Quando os brasileiros decidiram sair às ruas em junho deste ano, a insatisfação com o transporte público era a prioridade número um da pauta popular. Tanto que os movimentos que mais se destacaram no início das manifestações estavam ligados a esse tema: “Não é por 20”, “Passe Livre” etc.
No Espírito Santo não foi diferente. A “sucursal” do “Não é por 20” puxou boa parte dos protestos, pedindo equilíbrio na equação custo-benefício do transporte público.
Com a intensificação dos protestos e diversificação da pauta, o tema transporte público logo agregou outras demandas do asfalto e ampliou a discussão para mobilidade urbana. Além de pedir mais espaços para os ciclistas, qualidade no transporte público e preços mais justos, a pauta acabou desaguando na praça do pedágio da Terceira Ponte. O fim da cobrança do pedágio, com todos os seus simbolismos, passou a ser o principal mote dos protestos.
De cada dez manifestações, onze acabavam na praça do pedágio. Invariavelmente os manifestantes exigiam a liberação das cancelas. Quando conseguiam, por algumas horas, tinha a sensação de que a Justiça estava sendo feita: o povo vencia a queda de braço contra a Rodosol e governo.
Acuado, o governador Renato Casagrande, em parceria com o Tribunal de Justiça, Ministério Público e Tribunal de Contas, encontrou uma solução providencial para se ver livre da pressão das ruas.
Depois de defender com unhas e dentes a Rodosol e corroer sua popularidade, o governador decidiu mudar o discurso ao defender a realização de uma auditoria para averiguar se o preço cobrado (R$ 1,90) era realmente justo.
No pacote de medidas populares, Casagrande apoiou a decisão da Justiça que mandou reduzir a tarifa para R$ 0,80 até que a auditoria seja concluída — prazo se encerra no início de 2014.
É óbvio e ululante que o governo não quer mexer na tarifa do pedágio para cima. Seria uma medida pra lá de impopular. Isso tudo em ano eleitoral? Nem pensar. Mesmo que a auditoria arbitre que o valor justo tenha de ser R$ 1, por exemplo, o governador vai ser o primeiro a berrar contra. A tendência é que a decisão sobre o pedágio fique para depois das eleições.
Casagrande, mais que ninguém, sentiu na pele a pressão das ruas e o alívio imediato que a redução da tarifa provocou, com o arrefecimento dos protestos.
Isso explica, como bem disse o professor Roberto Simões, como os projetos de mobilidade urbana tem viés eleitoreiro. A apresentação do BRT foi mais um espetáculo nesse sentido. Muitos croquis coloridos, desenhos, maquetes e outros truques da tecnologia gráfica para dar contornos de realidade a um projeto que ainda não saiu do papel.

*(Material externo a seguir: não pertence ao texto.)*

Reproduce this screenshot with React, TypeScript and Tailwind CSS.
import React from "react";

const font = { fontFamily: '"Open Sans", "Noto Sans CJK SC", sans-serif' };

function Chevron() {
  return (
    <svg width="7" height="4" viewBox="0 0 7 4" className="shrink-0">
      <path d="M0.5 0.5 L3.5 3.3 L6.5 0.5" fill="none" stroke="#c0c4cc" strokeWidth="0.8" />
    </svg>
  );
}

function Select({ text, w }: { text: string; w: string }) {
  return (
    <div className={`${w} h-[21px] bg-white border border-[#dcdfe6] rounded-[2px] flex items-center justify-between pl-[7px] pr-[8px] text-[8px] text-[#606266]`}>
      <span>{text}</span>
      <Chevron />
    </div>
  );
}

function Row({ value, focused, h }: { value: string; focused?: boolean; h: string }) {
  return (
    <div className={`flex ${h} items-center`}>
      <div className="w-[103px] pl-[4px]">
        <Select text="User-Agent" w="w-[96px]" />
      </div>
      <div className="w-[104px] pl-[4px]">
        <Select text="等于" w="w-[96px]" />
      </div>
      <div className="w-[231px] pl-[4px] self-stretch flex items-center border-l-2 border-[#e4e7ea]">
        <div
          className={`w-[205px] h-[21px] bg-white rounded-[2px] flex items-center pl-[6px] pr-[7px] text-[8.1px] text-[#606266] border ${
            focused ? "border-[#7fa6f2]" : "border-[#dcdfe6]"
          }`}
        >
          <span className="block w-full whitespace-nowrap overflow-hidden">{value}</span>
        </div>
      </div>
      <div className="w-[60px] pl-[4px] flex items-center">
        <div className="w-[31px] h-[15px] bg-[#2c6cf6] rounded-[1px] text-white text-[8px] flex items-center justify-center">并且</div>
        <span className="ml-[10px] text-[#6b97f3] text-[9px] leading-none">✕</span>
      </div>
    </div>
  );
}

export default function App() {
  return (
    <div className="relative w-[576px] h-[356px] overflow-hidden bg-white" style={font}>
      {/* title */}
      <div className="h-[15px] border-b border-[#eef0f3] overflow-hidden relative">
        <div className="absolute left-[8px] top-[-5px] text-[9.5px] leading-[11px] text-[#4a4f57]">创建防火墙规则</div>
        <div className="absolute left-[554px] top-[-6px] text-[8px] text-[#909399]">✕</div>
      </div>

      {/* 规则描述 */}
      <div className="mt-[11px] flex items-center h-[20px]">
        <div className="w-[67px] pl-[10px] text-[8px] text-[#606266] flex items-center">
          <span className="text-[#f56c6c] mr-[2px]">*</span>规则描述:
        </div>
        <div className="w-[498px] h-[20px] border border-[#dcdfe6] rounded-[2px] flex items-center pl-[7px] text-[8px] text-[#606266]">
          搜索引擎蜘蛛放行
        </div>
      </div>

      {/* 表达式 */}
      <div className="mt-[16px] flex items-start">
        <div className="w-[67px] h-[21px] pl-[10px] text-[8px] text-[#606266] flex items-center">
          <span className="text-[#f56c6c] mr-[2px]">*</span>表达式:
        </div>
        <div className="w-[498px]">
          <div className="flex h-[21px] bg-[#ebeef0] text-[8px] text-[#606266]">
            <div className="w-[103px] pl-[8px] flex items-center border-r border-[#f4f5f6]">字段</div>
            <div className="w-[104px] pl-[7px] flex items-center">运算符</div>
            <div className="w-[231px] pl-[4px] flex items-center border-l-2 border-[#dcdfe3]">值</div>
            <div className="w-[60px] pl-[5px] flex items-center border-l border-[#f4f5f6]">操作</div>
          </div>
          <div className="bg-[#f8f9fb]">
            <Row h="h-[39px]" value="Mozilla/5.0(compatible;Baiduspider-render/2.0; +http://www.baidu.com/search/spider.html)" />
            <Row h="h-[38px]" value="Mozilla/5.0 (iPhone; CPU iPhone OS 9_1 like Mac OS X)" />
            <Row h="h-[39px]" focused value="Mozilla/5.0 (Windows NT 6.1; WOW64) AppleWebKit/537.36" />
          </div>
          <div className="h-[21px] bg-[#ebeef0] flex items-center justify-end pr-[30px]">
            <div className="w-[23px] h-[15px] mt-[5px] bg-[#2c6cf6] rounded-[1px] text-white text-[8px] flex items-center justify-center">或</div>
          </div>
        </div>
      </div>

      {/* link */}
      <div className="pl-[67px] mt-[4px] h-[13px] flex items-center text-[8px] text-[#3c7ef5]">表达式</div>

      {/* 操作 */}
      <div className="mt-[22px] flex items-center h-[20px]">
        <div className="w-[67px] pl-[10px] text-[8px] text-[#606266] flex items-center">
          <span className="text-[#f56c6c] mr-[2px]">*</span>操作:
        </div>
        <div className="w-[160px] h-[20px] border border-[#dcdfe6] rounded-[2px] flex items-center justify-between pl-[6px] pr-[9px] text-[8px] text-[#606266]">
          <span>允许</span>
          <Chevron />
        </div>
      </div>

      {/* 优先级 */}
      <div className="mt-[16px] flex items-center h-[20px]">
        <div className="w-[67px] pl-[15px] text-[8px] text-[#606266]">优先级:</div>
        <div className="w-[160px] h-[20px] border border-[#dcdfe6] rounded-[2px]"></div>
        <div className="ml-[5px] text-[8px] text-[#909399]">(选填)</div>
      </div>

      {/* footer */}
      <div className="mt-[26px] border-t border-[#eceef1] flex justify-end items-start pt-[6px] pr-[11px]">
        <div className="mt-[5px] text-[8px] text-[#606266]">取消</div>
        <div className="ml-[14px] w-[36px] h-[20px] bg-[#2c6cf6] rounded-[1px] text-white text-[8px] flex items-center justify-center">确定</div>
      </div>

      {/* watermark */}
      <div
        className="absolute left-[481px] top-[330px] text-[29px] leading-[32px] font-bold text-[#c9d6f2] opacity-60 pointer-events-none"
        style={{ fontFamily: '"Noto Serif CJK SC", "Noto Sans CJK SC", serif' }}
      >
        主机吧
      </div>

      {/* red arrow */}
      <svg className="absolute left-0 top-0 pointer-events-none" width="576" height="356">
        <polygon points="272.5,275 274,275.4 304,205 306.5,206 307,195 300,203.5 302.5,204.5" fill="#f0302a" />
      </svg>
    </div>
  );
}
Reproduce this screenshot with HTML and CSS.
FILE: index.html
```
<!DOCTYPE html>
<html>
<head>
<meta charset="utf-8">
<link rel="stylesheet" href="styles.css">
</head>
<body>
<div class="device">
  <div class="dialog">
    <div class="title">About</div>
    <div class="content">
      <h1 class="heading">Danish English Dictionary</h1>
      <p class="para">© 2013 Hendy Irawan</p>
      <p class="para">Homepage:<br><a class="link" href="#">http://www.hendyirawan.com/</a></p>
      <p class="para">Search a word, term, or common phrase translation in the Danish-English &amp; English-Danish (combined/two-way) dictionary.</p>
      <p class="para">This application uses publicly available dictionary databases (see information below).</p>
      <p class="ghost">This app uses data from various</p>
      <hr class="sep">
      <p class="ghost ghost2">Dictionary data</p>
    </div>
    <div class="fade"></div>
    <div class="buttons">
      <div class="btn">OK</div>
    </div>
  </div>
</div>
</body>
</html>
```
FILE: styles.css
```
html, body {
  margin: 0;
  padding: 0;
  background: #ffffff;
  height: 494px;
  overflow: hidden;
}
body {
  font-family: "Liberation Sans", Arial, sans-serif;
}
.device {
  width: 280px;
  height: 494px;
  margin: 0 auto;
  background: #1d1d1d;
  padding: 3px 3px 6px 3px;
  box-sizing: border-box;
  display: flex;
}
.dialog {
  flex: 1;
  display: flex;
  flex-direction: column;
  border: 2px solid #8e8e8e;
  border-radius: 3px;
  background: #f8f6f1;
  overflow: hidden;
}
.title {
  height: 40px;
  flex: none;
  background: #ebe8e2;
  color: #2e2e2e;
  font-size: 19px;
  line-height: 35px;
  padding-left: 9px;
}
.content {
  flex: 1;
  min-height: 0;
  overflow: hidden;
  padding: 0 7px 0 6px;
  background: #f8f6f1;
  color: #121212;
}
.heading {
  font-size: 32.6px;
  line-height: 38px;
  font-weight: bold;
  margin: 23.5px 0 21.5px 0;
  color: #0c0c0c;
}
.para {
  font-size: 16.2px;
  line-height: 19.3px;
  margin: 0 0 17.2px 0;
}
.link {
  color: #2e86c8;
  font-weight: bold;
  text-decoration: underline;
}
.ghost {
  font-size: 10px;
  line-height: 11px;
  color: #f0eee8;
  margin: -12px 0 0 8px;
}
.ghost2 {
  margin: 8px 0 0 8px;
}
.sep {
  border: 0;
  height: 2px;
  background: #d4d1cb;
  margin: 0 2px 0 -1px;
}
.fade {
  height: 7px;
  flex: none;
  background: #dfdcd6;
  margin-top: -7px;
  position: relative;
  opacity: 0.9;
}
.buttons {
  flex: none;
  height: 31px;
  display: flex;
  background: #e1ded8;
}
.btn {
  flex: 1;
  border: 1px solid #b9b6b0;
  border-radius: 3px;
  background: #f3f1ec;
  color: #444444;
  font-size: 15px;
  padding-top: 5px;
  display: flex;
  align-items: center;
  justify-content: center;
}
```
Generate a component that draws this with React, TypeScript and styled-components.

O governador Casagrande, relembrou Simões, reedita a estratégia de outros governantes para elevar um projeto que ainda é virtual como a maior solução de mobilidade urbana para a Grande Vitória dos últimos tempos.
O seu antecessor Paulo Hartung e o então vice-governador Ricardo Ferraço também já ganharam fama com essa prosa, vendendo o mesmo BRT. No projeto de Hartung ele ainda incluía um túnel “sensacional” ligando Vitória a Vila Velha.
O ex-prefeito João Coser também se reelegeu em 2008 à custa do Trem Leve de Superfície, que descarrilou antes mesmo de sair do papel, se tornando em uma das mais frustrantes promessas de campanha do petista. Motivo de chacota dos adversários.
O aquaviário naufragou, como bem lembrou o professor Roberto Simões, porque a eleição de 1982 anunciou o projeto às pressas. “Compraram lanchas inadequadas para a Baía de Vitória”.
Em meio ao deslumbramento com o BRT, o professor faz um alerta muito oportuno para a ocasião: “É sempre assim, sempre esse afogadilho de lançar em toda a eleição um projeto às pressas para arrecadar votos, mas isso não significa resultado em mobilidade”.